I don't think personal computers will go away, but I think the era of "put it together yourself" commodity PC parts is likely coming to an end. I think we're going to see manufacturers back out of that space as demand decreases. Part selection will become more sparse. That will drive further contraction as the market dries up. Buying boxed motherboards, CPUs, video cards, etc, will still exist, but the prices will never recover back to the "golden age".
The large PC builders (Dell, HP, Lenovo) will continue down the road of cost reduction and proprietary parts. For the vast majority of people pre-packaged machines from the "big 3" are good enough. (Obviously, Apple will continue to Apple, too.)
I think bespoke commodity PCs will go the route, pricing wise, of machines like the Raptor Talos machines.

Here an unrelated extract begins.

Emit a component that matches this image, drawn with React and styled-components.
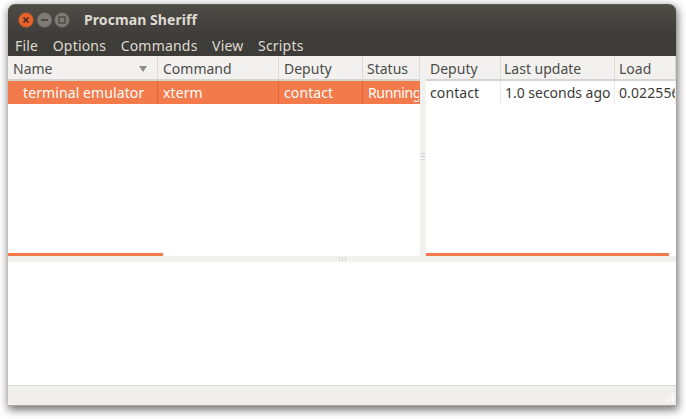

Edit: For a lot of people the fully customized bespoke PC experience is preferred. I used to be that person.
I also get why that doesn't seem like a big deal. I've been a "Dell laptop as a daily driver" user for >20 years now. My two home servers are just Dell server machines, too. I got tired of screwing around with hardware and the specs Dell provided were close enough to what I wanted.
There are upsides here as well! I think of things like the NUC or Mac Mini - ATX is from 1995, I'm hopeful computers will become nicer things as we trend away from the bucket-o-parts model.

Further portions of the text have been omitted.